To do
Identify each line containing the word "that" and copy it.

_ _ _ _

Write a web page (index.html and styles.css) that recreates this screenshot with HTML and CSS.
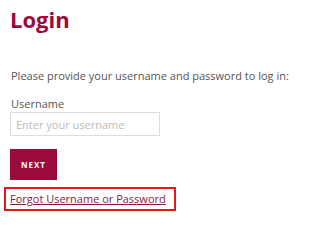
FILE: index.html
```html
<!DOCTYPE html>
<html>
<head>
<meta charset="utf-8">
<link rel="stylesheet" href="styles.css">
</head>
<body>
<main class="page">
  <h1 class="title">Login</h1>
  <p class="intro">Please provide your username and password to log in:</p>
  <label class="label" for="username">Username</label>
  <input class="field" id="username" type="text" placeholder="Enter your username">
  <button class="next" type="button">NEXT</button>
  <div class="forgot-box"><a class="forgot" href="#">Forgot Username or Password</a></div>
</main>
</body>
</html>
```
FILE: styles.css
```css
html, body {
  margin: 0;
  padding: 0;
  background: #fff;
}
.page {
  font-family: "Open Sans", "Noto Sans", sans-serif;
  padding: 6px 0 0 10px;
  display: flex;
  flex-direction: column;
  align-items: flex-start;
}
.title {
  margin: 0;
  font-size: 22px;
  line-height: 26px;
  font-weight: 700;
  color: #9b0a3c;
}
.intro {
  margin: 37px 0 0 1px;
  font-size: 11px;
  line-height: 14px;
  color: #555;
}
.label {
  margin: 14px 0 0 1px;
  font-size: 11px;
  line-height: 14px;
  color: #555;
}
.field {
  margin: 1px 0 0 0;
  box-sizing: border-box;
  width: 150px;
  height: 24px;
  border: 1px solid #ddd;
  padding: 0 5px;
  font-family: inherit;
  font-size: 11px;
  color: #555;
  outline: none;
}
.field::placeholder {
  color: #bbb;
}
.next {
  margin: 13px 0 0 0;
  width: 47px;
  height: 31px;
  border: none;
  background: #9b0a3c;
  color: #fff;
  font-family: inherit;
  font-size: 8px;
  font-weight: 700;
  letter-spacing: 1px;
  padding: 0;
}
.forgot-box {
  margin: 7px 0 0 -6px;
  border: 2px solid #e8141c;
  padding: 3px 8px 3px 4px;
  font-size: 11px;
  line-height: 14px;
}
.forgot {
  color: #8a1a44;
  text-decoration: underline;
}
```
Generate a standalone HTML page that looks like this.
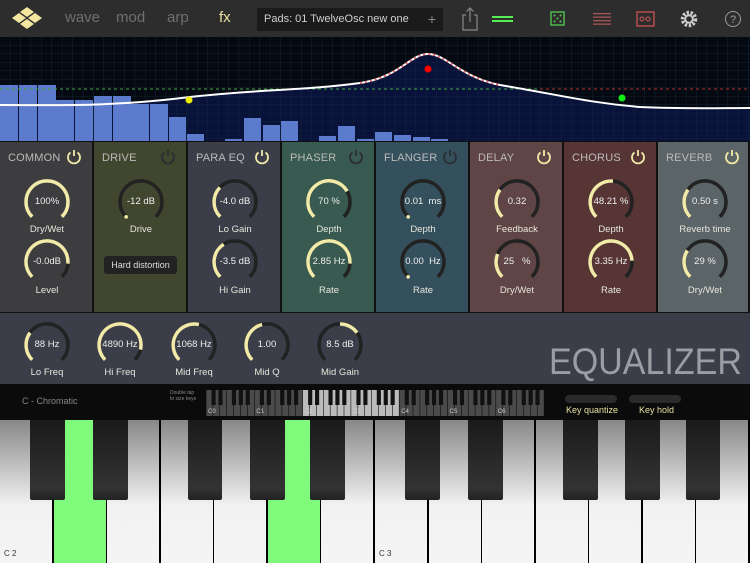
<!DOCTYPE html>
<html><head><meta charset="utf-8"><style>
*{margin:0;padding:0;box-sizing:border-box}
body{width:750px;height:563px;overflow:hidden;background:#000;font-family:"Liberation Sans",sans-serif;position:relative}
.abs{position:absolute}
#top{left:0;top:0;width:750px;height:37px;background:#2d2d2d}
.tab{position:absolute;top:9px;font-size:15px;color:#6f6f6f}
#preset{left:257px;top:8px;width:186px;height:23px;background:#1b1b1b;color:#cfcfcf;font-size:11px;line-height:23px;padding-left:7px}
.panel{position:absolute;top:142px;height:170px;border-right:2px solid #111}
.ptitle{position:absolute;left:8px;top:10px;font-size:11px;color:#bbb;letter-spacing:0.2px}
.lbl{position:absolute;font-size:9.5px;color:#e6e6dc;text-align:center;width:80px}
.val{position:absolute;font-size:9.5px;color:#eee;text-align:center;width:60px}
</style></head><body>
<div id="top" class="abs"></div>
<svg class="abs" style="left:10px;top:6px" width="36" height="26" viewBox="0 0 36 26">
<g fill="#f2e6a0"><polygon points="17,1 24,6 17,11 10,6"/><polygon points="9,7 16,12 9,17 2,12"/><polygon points="25,7 32,12 25,17 18,12"/><polygon points="17,13 24,18 17,23 10,18"/></g></svg>
<div class="tab" style="left:65px">wave</div><div class="tab" style="left:116px">mod</div><div class="tab" style="left:167px">arp</div><div class="tab" style="left:219px;color:#e8e0a0">fx</div>
<div id="preset" class="abs">Pads: 01 TwelveOsc new one<span style="position:absolute;right:7px;color:#888;font-size:14px">+</span></div>
<svg class="abs" style="left:460px;top:5px" width="290" height="28">
<g stroke="#888" fill="none" stroke-width="1.2"><path d="M6 10H3V25H17V10H14"/><path d="M10 3V17M6.5 6.5L10 3L13.5 6.5"/></g>
<rect x="32" y="11" width="21" height="2" fill="#5e5"/><rect x="32" y="15" width="21" height="2" fill="#5e5"/>
<rect x="91" y="7" width="13" height="13" fill="none" stroke="#5c5" stroke-width="1.3"/><g fill="#5c5"><circle cx="94.5" cy="10.5" r="1"/><circle cx="100.5" cy="10.5" r="1"/><circle cx="97.5" cy="13.5" r="1"/><circle cx="94.5" cy="16.5" r="1"/><circle cx="100.5" cy="16.5" r="1"/></g>
<g fill="#a55"><rect x="133" y="8" width="18" height="1.3"/><rect x="133" y="11.5" width="18" height="1.3"/><rect x="133" y="15" width="18" height="1.3"/><rect x="133" y="18.5" width="18" height="1.3"/></g>
<rect x="177" y="7" width="17" height="14" fill="none" stroke="#c55" stroke-width="1.3"/><circle cx="182" cy="14" r="2" fill="none" stroke="#c55"/><circle cx="188" cy="14" r="2" fill="none" stroke="#c55"/>
<circle cx="229" cy="14" r="6.5" fill="none" stroke="#ccc" stroke-width="3.5" stroke-dasharray="2.4 1.6"/><circle cx="229" cy="14" r="3.8" fill="none" stroke="#ccc" stroke-width="2"/>
<circle cx="273" cy="14" r="7.5" fill="none" stroke="#999" stroke-width="1"/><text x="273" y="18" font-size="11" fill="#999" text-anchor="middle" font-family="Liberation Sans">?</text>
</svg>
<svg class="abs" style="left:0;top:37px" width="750" height="105" id="eq">
<defs><pattern id="g" width="10.4" height="8.5" patternUnits="userSpaceOnUse"><path d="M10.4 0V8.5H0" fill="none" stroke="#16283a" stroke-width="0.8"/></pattern></defs>
<rect width="750" height="105" fill="#050a12"/>
<path d="M0 68 C60 68 110 70 190 60 C260 52 300 54 360 46 C400 40 410 17 428 17 C446 17 460 40 500 48 C560 58 590 66 640 70 C680 72 720 71 750 71 V105 H0Z" fill="#08123a"/>
<rect width="750" height="105" fill="url(#g)"/>
<g id="bars" fill="#5d7bcc"></g>
<line x1="0" y1="52" x2="750" y2="52" stroke="#4a4" stroke-dasharray="3 3" stroke-width="1"/>
<line x1="540" y1="52" x2="750" y2="52" stroke="#a33" stroke-dasharray="3 3" stroke-width="1"/>
<path d="M0 68 C60 68 110 70 190 60 C260 52 300 54 360 46 C400 40 410 17 428 17 C446 17 460 40 500 48 C560 58 590 66 640 70 C680 72 720 71 750 71" fill="none" stroke="#fff" stroke-width="2"/>
<path d="M360 46 C400 40 410 17 428 17 C446 17 460 40 500 48" fill="none" stroke="#d66" stroke-width="2" stroke-dasharray="2 3"/>
<circle cx="189" cy="63" r="3.5" fill="#ee0"/><circle cx="428" cy="32" r="3.5" fill="#f00"/><circle cx="622" cy="61" r="3.5" fill="#1e1"/>
</svg>
<div class="abs" style="left:0;top:141px;width:750px;height:172px;background:#111"></div>
<div id="panels"></div>
<div class="abs" style="left:0;top:313px;width:750px;height:71px;background:#3b3e48"></div>
<div class="abs" style="left:549px;top:341px;font-size:37px;color:#9a9da3;transform:scaleX(0.92);transform-origin:0 0;white-space:nowrap">EQUALIZER</div>
<svg id="knobs" class="abs" style="left:0;top:0" width="750" height="420"></svg>
<div id="texts"></div>
<div class="abs" style="left:0;top:384px;width:750px;height:36px;background:#0b0b0b"></div>
<div class="abs" style="left:22px;top:396px;font-size:9px;color:#888">C - Chromatic</div>
<div class="abs" style="left:170px;top:390px;font-size:5px;color:#888;line-height:6px">Double tap<br>to size keys</div>
<svg id="mini" class="abs" style="left:206px;top:390px" width="338" height="26"></svg>
<div class="abs" style="left:565px;top:395px;width:52px;height:8px;border-radius:4px;background:#2a2a2a"></div>
<div class="abs" style="left:629px;top:395px;width:52px;height:8px;border-radius:4px;background:#2a2a2a"></div>
<div class="abs" style="left:566px;top:405px;font-size:9px;color:#e8e0a0">Key quantize</div>
<div class="abs" style="left:639px;top:405px;font-size:9px;color:#e8e0a0">Key hold</div>
<div id="keys" class="abs" style="left:0;top:420px;width:750px;height:143px"></div>
<div class="abs" style="left:4px;top:549px;font-size:8px;color:#333">C 2</div>
<div class="abs" style="left:379px;top:549px;font-size:8px;color:#333">C 3</div>
<script>
var bars=[[0,18,85],[19,18,85],[38,18,85],[56,18,100],[75,18,100],[94,18,96],[113,18,96],[131,18,104],[150,18,104],[169,17,117],[187,17,134],[225,17,139],[244,17,118],[263,17,125],[281,17,121],[319,17,136],[338,17,126],[357,17,139],[375,17,132],[394,17,135],[413,17,137],[431,17,139]];
var b='';bars.forEach(function(a){b+='<rect x="'+a[0]+'" y="'+(a[2]-37)+'" width="'+a[1]+'" height="'+(141-a[2])+'"/>'});
document.getElementById('bars').innerHTML=b;
var P=[["COMMON","#3d3d40",1],["DRIVE","#41462f",0],["PARA EQ","#3b3e48",1],["PHASER","#385a50",0],["FLANGER","#35505d",0],["DELAY","#5f4545",1],["CHORUS","#573535",1],["REVERB","#5b6467",1]];
var h='';P.forEach(function(p,i){var x=i*94;h+='<div class="panel" style="left:'+x+'px;width:'+(i==7?92:94)+'px;background:'+p[1]+'"><div class="ptitle">'+p[0]+'</div></div>';});
document.getElementById('panels').innerHTML=h;
var K=[[0,0,"100%","Dry/Wet",1],[0,1,"-0.0dB","Level",0.85],[1,0,"-12 dB","Drive",0],[2,0,"-4.0 dB","Lo Gain",0.33],[2,1,"-3.5 dB","Hi Gain",0.38],[3,0,"70 %","Depth",0.72],[3,1,"2.85 Hz","Rate",0.85],[4,0,"0.01&nbsp; ms","Depth",0],[4,1,"0.00&nbsp; Hz","Rate",0],[5,0,"0.32","Feedback",0.3],[5,1,"25 &nbsp; %","Dry/Wet",0.25],[6,0,"48.21 %","Depth",0.52],[6,1,"3.35 Hz","Rate",0.82],[7,0,"0.50 s","Reverb time",0.3],[7,1,"29 %","Dry/Wet",0.29]];
var s='',t='';
function arc(cx,cy,r,a0,a1){function pt(f){var a=(225-270*f)*Math.PI/180;return [cx+r*Math.cos(a),cy-r*Math.sin(a)];}var p0=pt(a0),p1=pt(a1),large=(a1-a0)*270>180?1:0;return 'M'+p0[0].toFixed(1)+' '+p0[1].toFixed(1)+'A'+r+' '+r+' 0 '+large+' 1 '+p1[0].toFixed(1)+' '+p1[1].toFixed(1);}
function knob(cx,cy,v0,v1,val,lab,ly){s+='<path d="'+arc(cx,cy,21,0,1)+'" fill="none" stroke="#222" stroke-width="3.5"/>';
if(v1>v0)s+='<path d="'+arc(cx,cy,21,v0,v1)+'" fill="none" stroke="#f2eaa8" stroke-width="3.5"/>';else{var a=225*Math.PI/180;s+='<circle cx="'+(cx+21*Math.cos(a))+'" cy="'+(cy-21*Math.sin(a))+'" r="1.8" fill="#f2eaa8"/>';}
t+='<div class="val" style="left:'+(cx-30)+'px;top:'+(cy-6)+'px">'+val+'</div><div class="lbl" style="left:'+(cx-40)+'px;top:'+ly+'px">'+lab+'</div>';}
K.forEach(function(k){var cx=47+k[0]*94,cy=k[1]?262:202;knob(cx,cy,0,k[4],k[2],k[3],k[1]?285:224);});
var E=[[47,0,0.3,"88 Hz","Lo Freq"],[120,0,0.88,"4890 Hz","Hi Freq"],[194,0,0.55,"1068 Hz","Mid Freq"],[267,0,0.45,"1.00","Mid Q"],[340,0.5,0.7,"8.5 dB","Mid Gain"]];
E.forEach(function(e){knob(e[0],345,e[1],e[2],e[3],e[4],367);});
[0,1,2,3,4,5,6,7].forEach(function(i){var on=[0,2,5,6,7].indexOf(i)>=0;var cx=74+i*94,cy=157;var c=on?'#f2eaa8':'#2a2d33';s+='<path d="M'+(cx-3.5)+' '+(cy-4.5)+'A6 6 0 1 0 '+(cx+3.5)+' '+(cy-4.5)+'" fill="none" stroke="'+c+'" stroke-width="1.8"/><line x1="'+cx+'" y1="'+(cy-7)+'" x2="'+cx+'" y2="'+(cy-1)+'" stroke="'+c+'" stroke-width="1.8"/>';});
document.getElementById('knobs').innerHTML=s;
t+='<div class="abs" style="left:104px;top:256px;width:73px;height:18px;border-radius:3px;background:#222;color:#ddd;font-size:9px;line-height:18px;text-align:center">Hard distortion</div>';
document.getElementById('texts').innerHTML=t;
var m='',ow=48.3,ww=ow/7;for(var i=0;i<49;i++){var x=i*ww,hl=(x>=96.6&&x<193);m+='<rect x="'+(x+0.3)+'" y="0" width="'+(ww-0.6)+'" height="26" fill="'+(hl?'#bbb':'#4a4a4a')+'"/>';}
for(var o=0;o<7;o++)[0.6,1.6,3.55,4.55,5.55].forEach(function(f){var x=o*ow+f*ww+ww*0.2;m+='<rect x="'+x+'" y="0" width="'+(ww*0.6)+'" height="15" fill="#111"/>';});
for(o=0;o<7;o++)m+='<text x="'+(o*ow+2)+'" y="23" font-size="6" fill="#ccc" font-family="Liberation Sans">C'+o+'</text>';
document.getElementById('mini').innerHTML=m;
var w=750/14,k='';for(i=0;i<14;i++){var g=(i==1||i==5);k+='<div class="abs" style="left:'+(i*w)+'px;top:0;width:'+(w-1.5)+'px;height:143px;background:'+(g?'#80fa7a':'linear-gradient(#888,#f2f2f2 60%,#f4f4f4)')+'"></div>';}
[[30,35],[93,35],[188,34],[250,35],[310,35],[405,35],[468,35],[563,35],[625,35],[686,34]].forEach(function(b){k+='<div class="abs" style="left:'+b[0]+'px;top:0;width:'+b[1]+'px;height:80px;background:linear-gradient(#1a1a1a,#333 85%,#222);border-radius:0 0 2px 2px"></div>';});
document.getElementById('keys').innerHTML=k;
</script>
</body></html>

_ _ _ _

Exercise output
Write a web page (index.html and styles.css) that recreates this screenshot with HTML and CSS.
Generate a standalone HTML page that looks like this.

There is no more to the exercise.